Here's a chunk of the affected area, near the base of the trunk. Something chewed it from the inside out -- see the emergence holes?


It was not a very large tree, and the Viking has some experience in treeherding. We managed to get it down, by ourselves, with no damage to ourselves or our house, and before it fell on the neighbour's car (or the neighbour).

Also we managed to get it down without stomping the hellebores (just now starting to bloom), the azaleas, or the sweet box I put in last year too badly. The Viking understands something about treeherding, but he has a bad habit of putting his feet exactly in the middle of ornamental plants, even when there is no reason to do so.
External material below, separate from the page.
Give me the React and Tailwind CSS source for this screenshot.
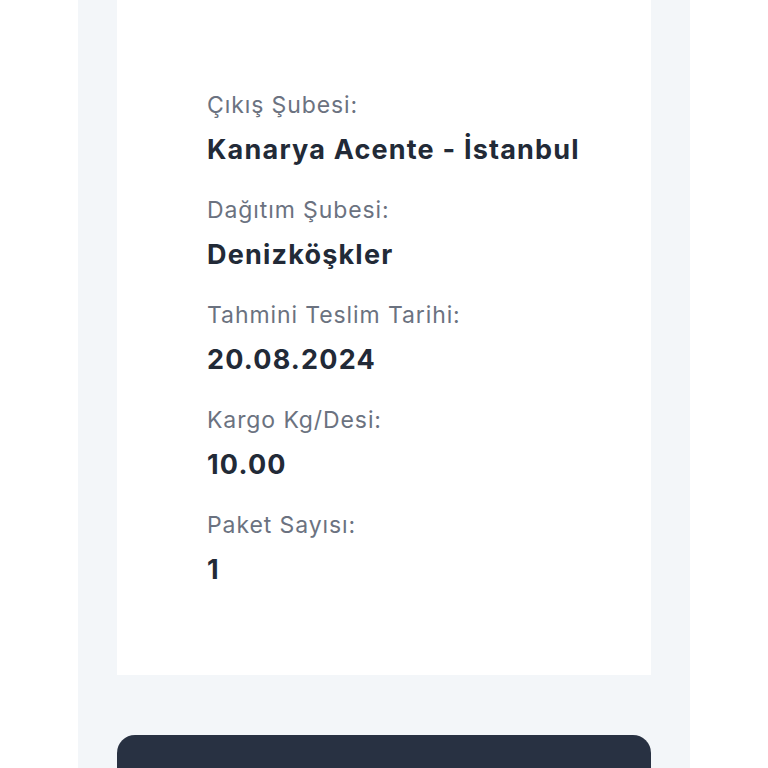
const rows = [
  { label: 'Çıkış Şubesi:', value: 'Kanarya Acente - İstanbul' },
  { label: 'Dağıtım Şubesi:', value: 'Denizköşkler' },
  { label: 'Tahmini Teslim Tarihi:', value: '20.08.2024' },
  { label: 'Kargo Kg/Desi:', value: '10.00' },
  { label: 'Paket Sayısı:', value: '1' },
];

export default function App() {
  return (
    <div className="w-[768px] h-[768px] overflow-hidden bg-white font-['Inter','Noto_Sans',sans-serif]">
      <div className="ml-[78px] w-[612px] h-full bg-[#f3f6f9] px-[39px]">
        <div className="bg-white pl-[90px] pr-[40px] pt-[90px] pb-[87px] flex flex-col gap-[27px]">
          {rows.map((r) => (
            <div key={r.label} className="flex flex-col gap-[12px] whitespace-nowrap">
              <div className="text-[23px] leading-[30px] tracking-[0.9px] text-[#6b7280]">{r.label}</div>
              <div className="text-[27px] leading-[36px] tracking-[1.2px] font-bold text-[#222a37]">{r.value}</div>
            </div>
          ))}
        </div>
        <button className="mt-[60px] w-full h-[80px] rounded-t-[18px] bg-[#283142]" />
      </div>
    </div>
  );
}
Since I have something of a professional interest in treemunching insects, I have been trying to figure out what ate my tree. The Forest Service silvics manual lists two wood-boring insects that attack sassafras, the sassafras borer (Oberea ruficollis [Fabricius]) and a wood-boring weevil (Apteromechus ferratus). The damage on my tree isn't consistent with the sassafras borer, but I can't find anything else about the weevil other than it's one of the family Curculionidae (snout weevils), along with about 7,000 other species. That doesn't really tell me much.

There is also a non-native ambrosia beetle (Xyleborus glabratus), which is known to attack sassafras and redbay trees, and spread the fungus which causes Laurel Wilt Disease. However the damage isn't consistent with what I understand of Laurel Wilt damage, and my other sassafras trees are OK (I went looking for similar damage and didn't see it), so I don't think I need to call the state department of agriculture in a panic just yet.

The good news is nothing else in the yard seems to have been chomped, it doesn't seem to be the work of a quarantine pest, and starting about a foot above the section which was damaged and rotted, the tree was sound enough. The Viking is going to cut it down to size to use in his smoker.